Directive => Wherever a line below holds the word "this", copy that line.

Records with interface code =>

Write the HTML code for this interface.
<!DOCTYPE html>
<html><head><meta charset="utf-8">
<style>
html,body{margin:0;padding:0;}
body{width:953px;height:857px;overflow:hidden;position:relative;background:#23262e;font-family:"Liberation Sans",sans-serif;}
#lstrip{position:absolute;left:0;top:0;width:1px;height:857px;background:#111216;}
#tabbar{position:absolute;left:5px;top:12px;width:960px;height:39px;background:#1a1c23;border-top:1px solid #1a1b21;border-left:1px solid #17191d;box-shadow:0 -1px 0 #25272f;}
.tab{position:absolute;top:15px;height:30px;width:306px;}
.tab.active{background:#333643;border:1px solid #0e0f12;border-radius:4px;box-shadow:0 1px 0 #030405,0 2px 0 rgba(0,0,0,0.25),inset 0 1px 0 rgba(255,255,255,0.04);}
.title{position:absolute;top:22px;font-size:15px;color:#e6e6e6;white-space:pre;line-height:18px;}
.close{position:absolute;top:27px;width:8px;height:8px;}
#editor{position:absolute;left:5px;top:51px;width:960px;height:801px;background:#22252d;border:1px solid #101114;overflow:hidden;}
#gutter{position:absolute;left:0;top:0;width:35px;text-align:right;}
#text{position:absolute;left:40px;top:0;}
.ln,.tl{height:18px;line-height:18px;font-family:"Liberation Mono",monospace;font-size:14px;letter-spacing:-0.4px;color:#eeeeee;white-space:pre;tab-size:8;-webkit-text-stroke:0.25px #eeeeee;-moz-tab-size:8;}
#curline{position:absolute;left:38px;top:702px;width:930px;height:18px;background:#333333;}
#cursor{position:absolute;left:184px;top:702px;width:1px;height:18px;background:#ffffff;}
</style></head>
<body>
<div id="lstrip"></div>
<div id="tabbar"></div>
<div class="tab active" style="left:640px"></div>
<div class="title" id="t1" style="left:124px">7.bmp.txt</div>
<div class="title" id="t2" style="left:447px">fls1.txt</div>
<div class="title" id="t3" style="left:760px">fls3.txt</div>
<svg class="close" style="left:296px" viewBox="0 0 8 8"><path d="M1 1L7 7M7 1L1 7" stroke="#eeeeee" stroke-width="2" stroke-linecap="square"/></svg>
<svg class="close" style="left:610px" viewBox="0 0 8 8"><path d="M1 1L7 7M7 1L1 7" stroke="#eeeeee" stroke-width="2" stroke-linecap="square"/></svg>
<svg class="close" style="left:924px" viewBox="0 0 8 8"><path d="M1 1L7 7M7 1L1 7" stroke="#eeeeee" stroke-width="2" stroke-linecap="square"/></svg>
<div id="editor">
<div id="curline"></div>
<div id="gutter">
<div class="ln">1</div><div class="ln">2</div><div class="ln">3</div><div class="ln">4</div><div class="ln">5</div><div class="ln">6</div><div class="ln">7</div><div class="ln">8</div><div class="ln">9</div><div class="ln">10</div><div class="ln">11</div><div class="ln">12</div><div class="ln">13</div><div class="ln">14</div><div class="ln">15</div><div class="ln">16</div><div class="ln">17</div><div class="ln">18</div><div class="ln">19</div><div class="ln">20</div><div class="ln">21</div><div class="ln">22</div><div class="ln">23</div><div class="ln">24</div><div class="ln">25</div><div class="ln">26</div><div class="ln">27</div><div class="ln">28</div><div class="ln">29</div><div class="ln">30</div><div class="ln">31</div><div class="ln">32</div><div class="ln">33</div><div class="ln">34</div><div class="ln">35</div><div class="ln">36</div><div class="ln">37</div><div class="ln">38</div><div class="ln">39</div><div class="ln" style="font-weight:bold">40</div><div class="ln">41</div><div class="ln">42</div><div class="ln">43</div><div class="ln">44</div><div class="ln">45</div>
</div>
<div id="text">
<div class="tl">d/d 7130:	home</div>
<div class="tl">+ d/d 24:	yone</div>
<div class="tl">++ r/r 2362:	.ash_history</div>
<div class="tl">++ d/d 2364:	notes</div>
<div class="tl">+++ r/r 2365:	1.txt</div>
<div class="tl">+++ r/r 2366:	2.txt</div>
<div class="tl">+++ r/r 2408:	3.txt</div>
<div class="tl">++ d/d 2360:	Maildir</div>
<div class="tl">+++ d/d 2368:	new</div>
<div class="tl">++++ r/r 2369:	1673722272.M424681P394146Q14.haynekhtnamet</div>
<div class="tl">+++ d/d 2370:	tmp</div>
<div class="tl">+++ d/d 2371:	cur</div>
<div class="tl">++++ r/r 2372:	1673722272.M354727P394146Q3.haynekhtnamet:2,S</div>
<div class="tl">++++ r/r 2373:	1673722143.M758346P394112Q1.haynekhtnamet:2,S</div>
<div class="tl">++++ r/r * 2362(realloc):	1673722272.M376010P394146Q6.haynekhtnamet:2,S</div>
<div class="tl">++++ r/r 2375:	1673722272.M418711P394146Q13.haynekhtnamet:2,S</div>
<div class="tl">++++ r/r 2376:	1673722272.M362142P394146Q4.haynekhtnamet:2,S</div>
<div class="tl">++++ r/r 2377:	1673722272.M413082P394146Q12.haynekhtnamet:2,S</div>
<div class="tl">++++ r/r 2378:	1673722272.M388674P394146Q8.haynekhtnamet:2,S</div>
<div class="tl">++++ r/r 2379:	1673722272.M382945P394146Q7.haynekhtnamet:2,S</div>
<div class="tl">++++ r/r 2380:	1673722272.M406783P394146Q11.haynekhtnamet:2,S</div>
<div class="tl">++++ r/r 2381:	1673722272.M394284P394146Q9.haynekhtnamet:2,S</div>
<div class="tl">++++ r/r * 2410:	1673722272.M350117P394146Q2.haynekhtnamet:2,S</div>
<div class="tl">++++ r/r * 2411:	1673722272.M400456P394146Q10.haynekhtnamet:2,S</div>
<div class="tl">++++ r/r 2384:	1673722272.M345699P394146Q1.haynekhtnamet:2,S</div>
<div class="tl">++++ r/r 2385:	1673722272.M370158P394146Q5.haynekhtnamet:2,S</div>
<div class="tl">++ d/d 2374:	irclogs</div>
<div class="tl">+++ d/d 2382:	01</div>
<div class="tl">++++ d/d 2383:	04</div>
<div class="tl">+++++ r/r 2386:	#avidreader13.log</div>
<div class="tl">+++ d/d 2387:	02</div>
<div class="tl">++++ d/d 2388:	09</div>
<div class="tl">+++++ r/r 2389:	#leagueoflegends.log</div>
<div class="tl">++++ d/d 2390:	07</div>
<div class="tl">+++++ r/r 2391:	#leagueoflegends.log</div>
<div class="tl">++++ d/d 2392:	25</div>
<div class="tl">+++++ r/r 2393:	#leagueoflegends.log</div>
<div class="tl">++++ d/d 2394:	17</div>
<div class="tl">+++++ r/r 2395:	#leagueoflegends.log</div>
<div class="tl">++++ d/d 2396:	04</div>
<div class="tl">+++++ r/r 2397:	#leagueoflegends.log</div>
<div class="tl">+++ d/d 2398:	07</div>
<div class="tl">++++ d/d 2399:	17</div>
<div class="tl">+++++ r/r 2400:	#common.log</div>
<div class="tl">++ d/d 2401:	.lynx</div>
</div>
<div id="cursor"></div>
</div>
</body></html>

---

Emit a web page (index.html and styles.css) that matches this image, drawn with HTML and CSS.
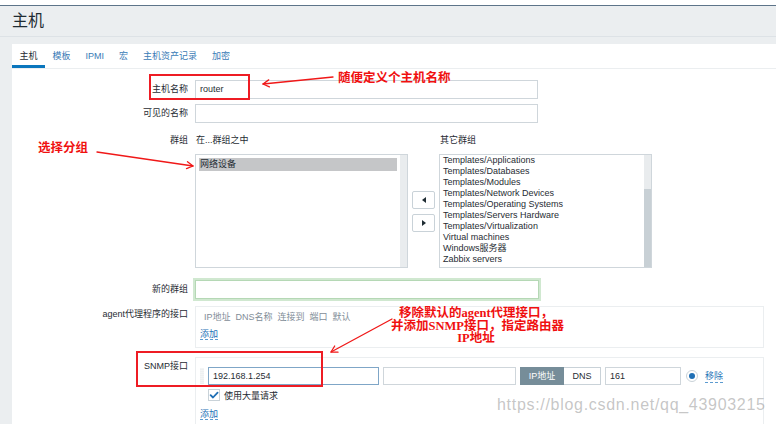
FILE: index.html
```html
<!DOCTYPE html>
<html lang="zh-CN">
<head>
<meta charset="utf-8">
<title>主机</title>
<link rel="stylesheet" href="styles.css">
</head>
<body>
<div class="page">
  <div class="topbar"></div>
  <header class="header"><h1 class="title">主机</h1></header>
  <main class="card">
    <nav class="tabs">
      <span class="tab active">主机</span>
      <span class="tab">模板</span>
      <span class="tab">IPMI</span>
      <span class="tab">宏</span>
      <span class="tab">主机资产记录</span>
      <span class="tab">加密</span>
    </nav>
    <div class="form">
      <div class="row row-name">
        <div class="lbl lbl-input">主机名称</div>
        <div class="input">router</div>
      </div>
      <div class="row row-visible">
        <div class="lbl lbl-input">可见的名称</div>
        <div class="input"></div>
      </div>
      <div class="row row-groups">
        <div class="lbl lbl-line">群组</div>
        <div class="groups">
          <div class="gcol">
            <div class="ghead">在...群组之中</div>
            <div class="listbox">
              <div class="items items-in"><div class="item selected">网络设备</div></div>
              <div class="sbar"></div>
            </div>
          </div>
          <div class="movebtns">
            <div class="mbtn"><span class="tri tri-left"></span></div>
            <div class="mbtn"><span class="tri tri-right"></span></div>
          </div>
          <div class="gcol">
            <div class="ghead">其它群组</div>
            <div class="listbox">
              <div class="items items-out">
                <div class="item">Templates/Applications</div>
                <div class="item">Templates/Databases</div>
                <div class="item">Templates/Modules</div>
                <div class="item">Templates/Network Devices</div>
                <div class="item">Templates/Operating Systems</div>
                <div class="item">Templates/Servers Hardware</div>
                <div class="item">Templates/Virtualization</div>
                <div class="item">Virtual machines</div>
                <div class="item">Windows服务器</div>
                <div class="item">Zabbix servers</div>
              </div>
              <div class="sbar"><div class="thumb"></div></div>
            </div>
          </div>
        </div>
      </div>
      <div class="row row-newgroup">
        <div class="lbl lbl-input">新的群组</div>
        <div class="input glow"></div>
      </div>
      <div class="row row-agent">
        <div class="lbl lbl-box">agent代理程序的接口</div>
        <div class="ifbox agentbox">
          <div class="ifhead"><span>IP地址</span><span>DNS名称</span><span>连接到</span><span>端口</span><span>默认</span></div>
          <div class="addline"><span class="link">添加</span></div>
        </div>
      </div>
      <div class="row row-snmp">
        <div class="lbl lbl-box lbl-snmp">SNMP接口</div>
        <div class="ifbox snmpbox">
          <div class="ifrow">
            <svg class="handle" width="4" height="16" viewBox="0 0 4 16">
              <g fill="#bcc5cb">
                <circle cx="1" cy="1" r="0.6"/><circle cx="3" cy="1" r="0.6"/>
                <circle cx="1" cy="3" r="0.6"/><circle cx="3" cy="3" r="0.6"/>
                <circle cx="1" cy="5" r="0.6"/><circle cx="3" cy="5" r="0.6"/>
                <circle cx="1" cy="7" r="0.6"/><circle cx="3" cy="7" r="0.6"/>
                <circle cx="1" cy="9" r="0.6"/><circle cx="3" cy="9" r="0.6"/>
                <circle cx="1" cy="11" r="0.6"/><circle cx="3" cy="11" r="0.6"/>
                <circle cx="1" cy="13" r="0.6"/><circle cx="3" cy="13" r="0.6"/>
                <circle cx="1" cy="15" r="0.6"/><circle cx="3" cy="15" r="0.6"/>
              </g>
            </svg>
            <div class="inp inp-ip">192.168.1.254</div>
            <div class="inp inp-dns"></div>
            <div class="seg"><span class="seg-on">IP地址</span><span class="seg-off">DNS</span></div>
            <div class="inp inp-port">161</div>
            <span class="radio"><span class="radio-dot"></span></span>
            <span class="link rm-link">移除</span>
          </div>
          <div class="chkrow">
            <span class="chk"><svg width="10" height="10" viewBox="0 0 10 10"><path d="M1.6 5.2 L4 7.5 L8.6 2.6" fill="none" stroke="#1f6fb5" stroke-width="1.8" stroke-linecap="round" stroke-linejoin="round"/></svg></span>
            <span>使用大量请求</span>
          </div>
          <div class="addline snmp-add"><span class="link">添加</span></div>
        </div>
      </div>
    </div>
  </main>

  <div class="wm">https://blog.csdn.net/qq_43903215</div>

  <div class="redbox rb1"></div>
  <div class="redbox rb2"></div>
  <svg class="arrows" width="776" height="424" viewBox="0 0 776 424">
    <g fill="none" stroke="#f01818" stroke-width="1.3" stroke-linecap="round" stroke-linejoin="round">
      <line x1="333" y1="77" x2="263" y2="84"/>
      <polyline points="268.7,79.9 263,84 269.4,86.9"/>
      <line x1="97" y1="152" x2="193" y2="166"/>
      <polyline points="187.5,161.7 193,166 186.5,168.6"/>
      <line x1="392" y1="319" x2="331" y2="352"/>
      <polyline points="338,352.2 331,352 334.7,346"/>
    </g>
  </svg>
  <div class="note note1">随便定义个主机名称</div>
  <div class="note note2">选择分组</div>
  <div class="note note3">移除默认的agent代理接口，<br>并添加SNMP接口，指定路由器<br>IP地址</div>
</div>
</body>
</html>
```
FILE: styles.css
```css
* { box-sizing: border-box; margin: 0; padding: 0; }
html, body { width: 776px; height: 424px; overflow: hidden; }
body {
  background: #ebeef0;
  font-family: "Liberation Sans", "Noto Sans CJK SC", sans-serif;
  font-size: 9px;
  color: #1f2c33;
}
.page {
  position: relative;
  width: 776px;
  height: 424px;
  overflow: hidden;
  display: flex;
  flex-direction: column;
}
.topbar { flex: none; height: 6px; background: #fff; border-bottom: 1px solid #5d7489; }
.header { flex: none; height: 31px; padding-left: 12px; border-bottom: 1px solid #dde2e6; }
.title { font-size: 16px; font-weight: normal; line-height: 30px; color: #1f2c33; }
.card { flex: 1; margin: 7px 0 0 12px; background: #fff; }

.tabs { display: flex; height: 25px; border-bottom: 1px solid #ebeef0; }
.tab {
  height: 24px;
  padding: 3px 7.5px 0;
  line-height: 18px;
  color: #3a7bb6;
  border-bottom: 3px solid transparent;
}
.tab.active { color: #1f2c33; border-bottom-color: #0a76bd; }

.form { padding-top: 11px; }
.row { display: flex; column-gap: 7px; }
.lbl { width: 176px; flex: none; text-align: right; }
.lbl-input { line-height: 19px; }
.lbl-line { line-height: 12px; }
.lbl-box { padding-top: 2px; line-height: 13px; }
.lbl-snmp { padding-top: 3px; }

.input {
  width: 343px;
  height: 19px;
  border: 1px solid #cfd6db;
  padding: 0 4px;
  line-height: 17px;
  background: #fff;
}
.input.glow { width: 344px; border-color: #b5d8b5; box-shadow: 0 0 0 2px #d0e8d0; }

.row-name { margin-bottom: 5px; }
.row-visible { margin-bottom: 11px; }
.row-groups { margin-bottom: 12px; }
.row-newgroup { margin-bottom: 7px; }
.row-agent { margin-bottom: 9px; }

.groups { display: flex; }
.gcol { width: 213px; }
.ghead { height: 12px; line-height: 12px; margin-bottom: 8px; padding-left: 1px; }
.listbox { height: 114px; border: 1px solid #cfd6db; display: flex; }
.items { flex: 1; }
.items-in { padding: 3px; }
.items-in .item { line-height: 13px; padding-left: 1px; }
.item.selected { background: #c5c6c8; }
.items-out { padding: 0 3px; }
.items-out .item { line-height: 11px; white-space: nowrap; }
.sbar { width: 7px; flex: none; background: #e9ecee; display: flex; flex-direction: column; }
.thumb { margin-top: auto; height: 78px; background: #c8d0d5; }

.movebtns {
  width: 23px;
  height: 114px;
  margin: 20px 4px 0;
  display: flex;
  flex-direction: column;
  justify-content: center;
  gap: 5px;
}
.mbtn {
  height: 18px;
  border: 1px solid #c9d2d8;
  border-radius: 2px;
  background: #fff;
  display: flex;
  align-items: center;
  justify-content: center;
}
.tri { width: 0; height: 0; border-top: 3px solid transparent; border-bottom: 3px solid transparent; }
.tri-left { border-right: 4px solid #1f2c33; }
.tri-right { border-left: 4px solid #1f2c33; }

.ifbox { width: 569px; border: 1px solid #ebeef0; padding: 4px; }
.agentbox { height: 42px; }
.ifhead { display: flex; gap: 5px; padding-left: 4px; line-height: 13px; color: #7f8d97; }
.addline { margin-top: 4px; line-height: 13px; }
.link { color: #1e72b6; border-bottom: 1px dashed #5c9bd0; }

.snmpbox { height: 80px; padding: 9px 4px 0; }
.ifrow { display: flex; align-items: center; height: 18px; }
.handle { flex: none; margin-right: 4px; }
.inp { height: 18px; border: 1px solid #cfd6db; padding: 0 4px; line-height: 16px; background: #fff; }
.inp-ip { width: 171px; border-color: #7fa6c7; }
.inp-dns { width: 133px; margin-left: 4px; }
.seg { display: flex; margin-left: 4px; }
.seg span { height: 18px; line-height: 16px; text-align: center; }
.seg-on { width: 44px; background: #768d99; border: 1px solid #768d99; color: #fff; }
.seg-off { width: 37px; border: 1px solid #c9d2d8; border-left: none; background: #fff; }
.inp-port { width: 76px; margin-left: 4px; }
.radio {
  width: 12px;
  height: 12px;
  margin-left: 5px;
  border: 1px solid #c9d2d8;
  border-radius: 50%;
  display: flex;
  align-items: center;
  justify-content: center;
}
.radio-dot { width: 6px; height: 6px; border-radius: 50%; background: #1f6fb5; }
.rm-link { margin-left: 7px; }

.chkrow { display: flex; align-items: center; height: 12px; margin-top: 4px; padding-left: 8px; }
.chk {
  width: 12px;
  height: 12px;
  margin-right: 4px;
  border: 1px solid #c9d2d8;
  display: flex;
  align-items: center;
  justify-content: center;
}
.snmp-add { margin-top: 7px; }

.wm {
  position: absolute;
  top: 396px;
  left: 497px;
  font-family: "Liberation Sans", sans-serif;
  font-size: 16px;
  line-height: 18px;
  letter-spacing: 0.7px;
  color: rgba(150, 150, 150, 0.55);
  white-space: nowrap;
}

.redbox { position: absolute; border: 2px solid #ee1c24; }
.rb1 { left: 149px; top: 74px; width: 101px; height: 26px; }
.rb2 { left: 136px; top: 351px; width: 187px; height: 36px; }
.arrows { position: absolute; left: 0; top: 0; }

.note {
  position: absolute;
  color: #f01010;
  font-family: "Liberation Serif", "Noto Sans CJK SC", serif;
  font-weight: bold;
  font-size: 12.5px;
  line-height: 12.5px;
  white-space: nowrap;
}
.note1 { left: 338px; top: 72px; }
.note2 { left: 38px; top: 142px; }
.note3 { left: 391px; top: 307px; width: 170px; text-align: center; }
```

---

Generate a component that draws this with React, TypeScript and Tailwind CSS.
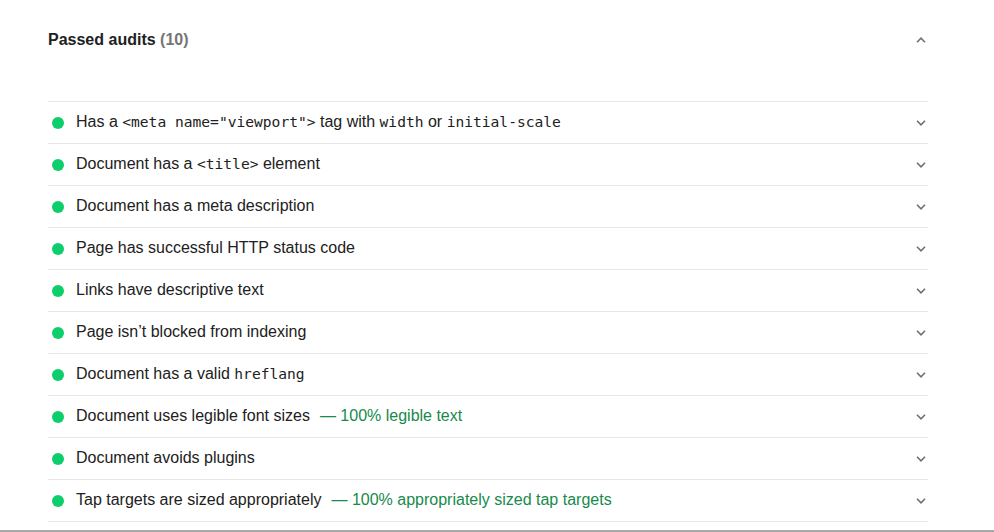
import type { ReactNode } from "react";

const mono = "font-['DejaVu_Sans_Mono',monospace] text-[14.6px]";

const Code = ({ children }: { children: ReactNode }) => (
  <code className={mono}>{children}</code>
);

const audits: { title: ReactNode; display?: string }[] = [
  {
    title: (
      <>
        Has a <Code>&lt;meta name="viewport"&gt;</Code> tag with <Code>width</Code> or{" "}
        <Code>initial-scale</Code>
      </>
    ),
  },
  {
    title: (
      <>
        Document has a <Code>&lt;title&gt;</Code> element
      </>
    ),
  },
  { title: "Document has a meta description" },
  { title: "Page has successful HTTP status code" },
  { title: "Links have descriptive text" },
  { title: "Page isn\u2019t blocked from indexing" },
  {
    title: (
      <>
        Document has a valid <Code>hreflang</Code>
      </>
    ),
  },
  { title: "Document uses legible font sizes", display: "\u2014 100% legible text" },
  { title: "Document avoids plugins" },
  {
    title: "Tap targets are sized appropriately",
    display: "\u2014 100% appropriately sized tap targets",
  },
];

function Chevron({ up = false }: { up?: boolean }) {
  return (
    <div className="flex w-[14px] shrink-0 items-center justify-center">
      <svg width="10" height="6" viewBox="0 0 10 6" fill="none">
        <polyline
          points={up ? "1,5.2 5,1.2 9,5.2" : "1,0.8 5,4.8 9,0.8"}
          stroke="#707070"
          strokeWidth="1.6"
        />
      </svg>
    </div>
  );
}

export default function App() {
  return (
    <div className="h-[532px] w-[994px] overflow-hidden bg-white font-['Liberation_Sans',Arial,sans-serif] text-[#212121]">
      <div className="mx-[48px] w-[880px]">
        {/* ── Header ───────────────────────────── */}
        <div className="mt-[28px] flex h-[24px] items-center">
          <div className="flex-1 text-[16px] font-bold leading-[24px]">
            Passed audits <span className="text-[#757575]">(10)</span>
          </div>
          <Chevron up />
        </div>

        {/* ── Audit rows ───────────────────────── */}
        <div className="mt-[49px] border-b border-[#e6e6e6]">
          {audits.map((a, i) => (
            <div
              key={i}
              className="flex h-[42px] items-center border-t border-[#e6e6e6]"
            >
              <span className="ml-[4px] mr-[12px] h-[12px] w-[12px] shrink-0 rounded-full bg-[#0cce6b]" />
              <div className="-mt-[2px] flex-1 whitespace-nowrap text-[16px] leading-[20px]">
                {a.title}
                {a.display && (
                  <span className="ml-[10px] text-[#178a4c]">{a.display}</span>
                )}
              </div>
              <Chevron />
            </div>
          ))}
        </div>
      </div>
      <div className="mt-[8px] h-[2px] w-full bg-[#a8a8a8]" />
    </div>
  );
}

Answer in full =>
Write the HTML code for this interface.
Emit a web page (index.html and styles.css) that matches this image, drawn with HTML and CSS.
Generate a component that draws this with React, TypeScript and Tailwind CSS.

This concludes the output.